October 25, 2009

Denying the Materialistic Impulse

Posted in Uncategorized at 6:30 am by Editorial Team

Something in our cultural mindset forces us to buy something the minute we determine a deficiency or “need” (or usually when something breaks). Blame advertising, but the question we as followers of Christ face is “how do we respond to the rampant materialism around us?”

Our house attempts to follow a discernment process when buying items larger than $100. This process isn’t intended to prevent each other from buying things, but to help us think past our impulses and decide whether the true value we should be placing on the item warrants purchasing it. We also encourage each other to buy used goods as much as possible. Sometimes the discernment process can be as simple as a sarcastic response, but it forces each of us to think it through a little more.
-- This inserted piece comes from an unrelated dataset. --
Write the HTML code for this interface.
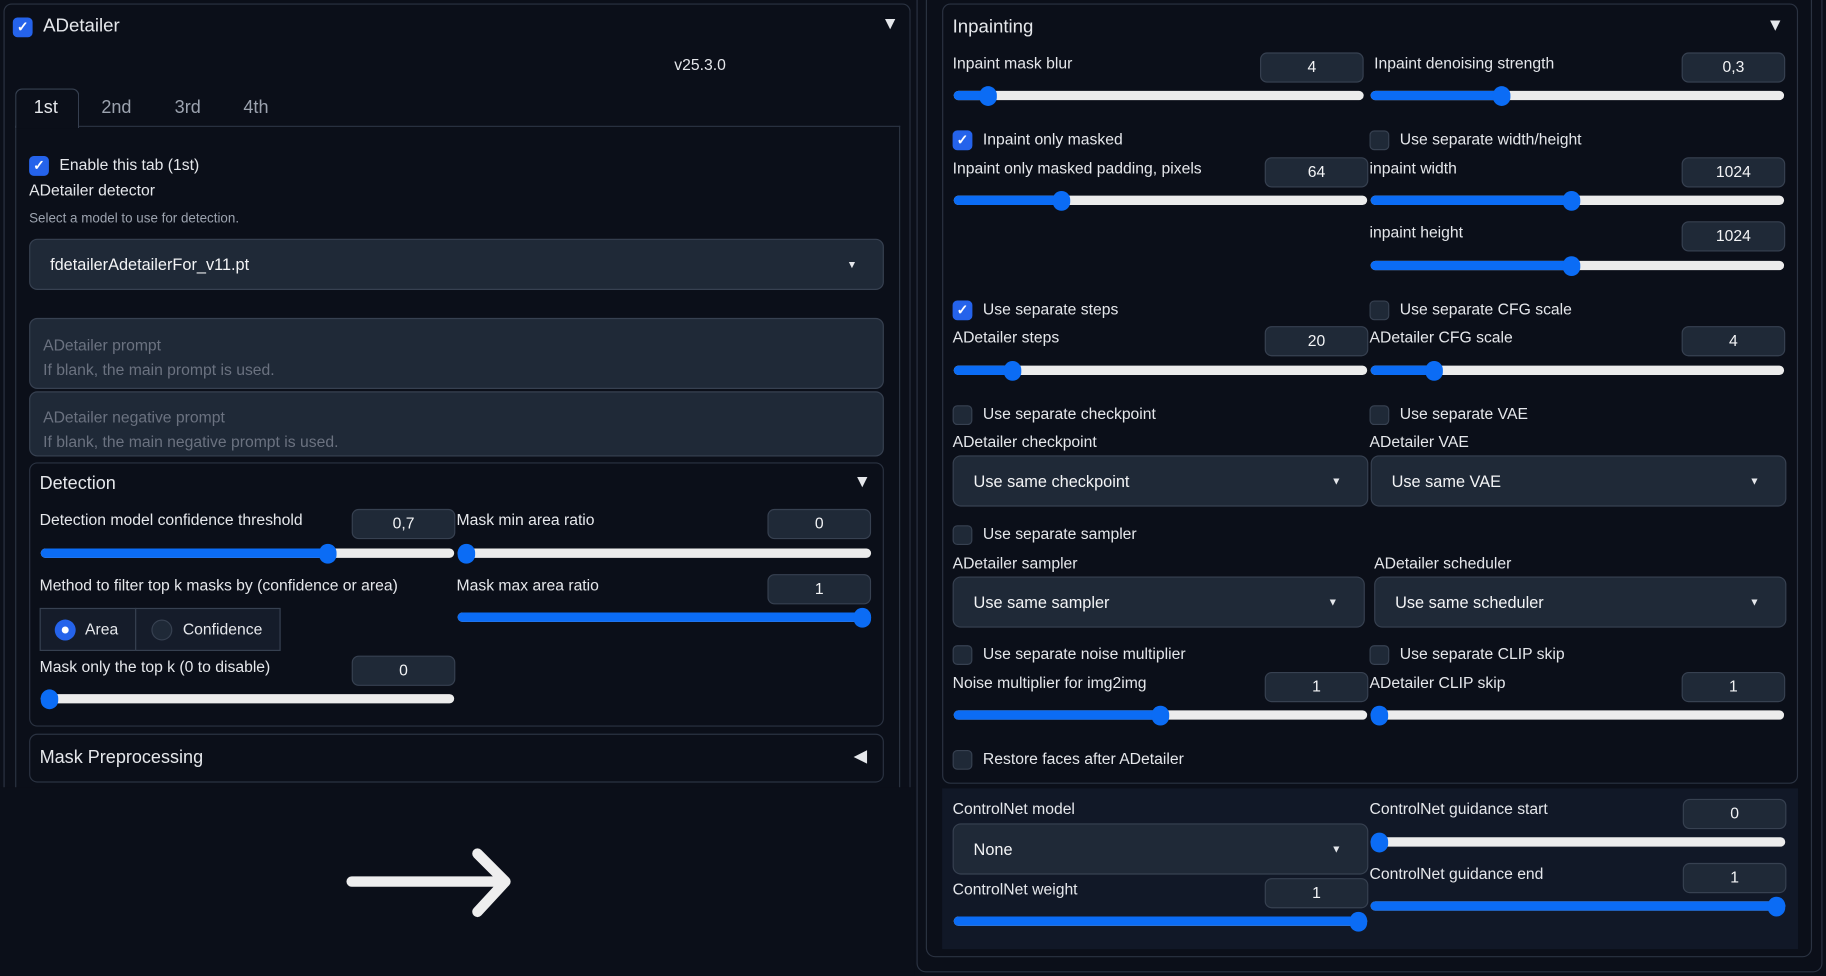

I bought a new mountain bike. I’ve been riding a lot and decided I was serious enough for a real (expensive) one. I went to a bike shop and tried a couple of models, and found the one I was most interested in. When I brought up the desire to purchase, it was suggested that I buy a used one, to which I had numerous reasons why I couldn’t. But I looked any way, and after a few weeks, I found a used bike in new condition that fit me.

We’ve had many other purchase discussions as a house. But personally, technology is the worst. We are so enslaved to it, that when it breaks, we waste no time in repairing or replacing it, often regardless of cost.

Our disposition towards materialism is not sinful in that we consume material goods, but that we respond on impulse towards these materials. Our ability to rapidly replace items and our desire to do so has become an idolized form of security. As people who follow Christ in a materially dispossessed Kingdom, we must proclaim independence from these things.

My point is not that we shun the material world altogether. Instead, we find ways of denying dependence on these items. One way is simply to halt our impulse to buy things. It is good to have a cooling off period before we buy or replace something, simply to remind us of life before we had that item. And the aspect of accountability to a community forces us to re-evaluate our logic and passions behind the act of purchasing an item. Maybe our desire is re-affirmed, or maybe we discover that the purchase does not need to be made after all.

Our society advertises every product as a necessity and creates a certain urge within us to act. We must constantly seek ways to deny the impulse, reminding ourselves the proper place of the material within Kingdom life.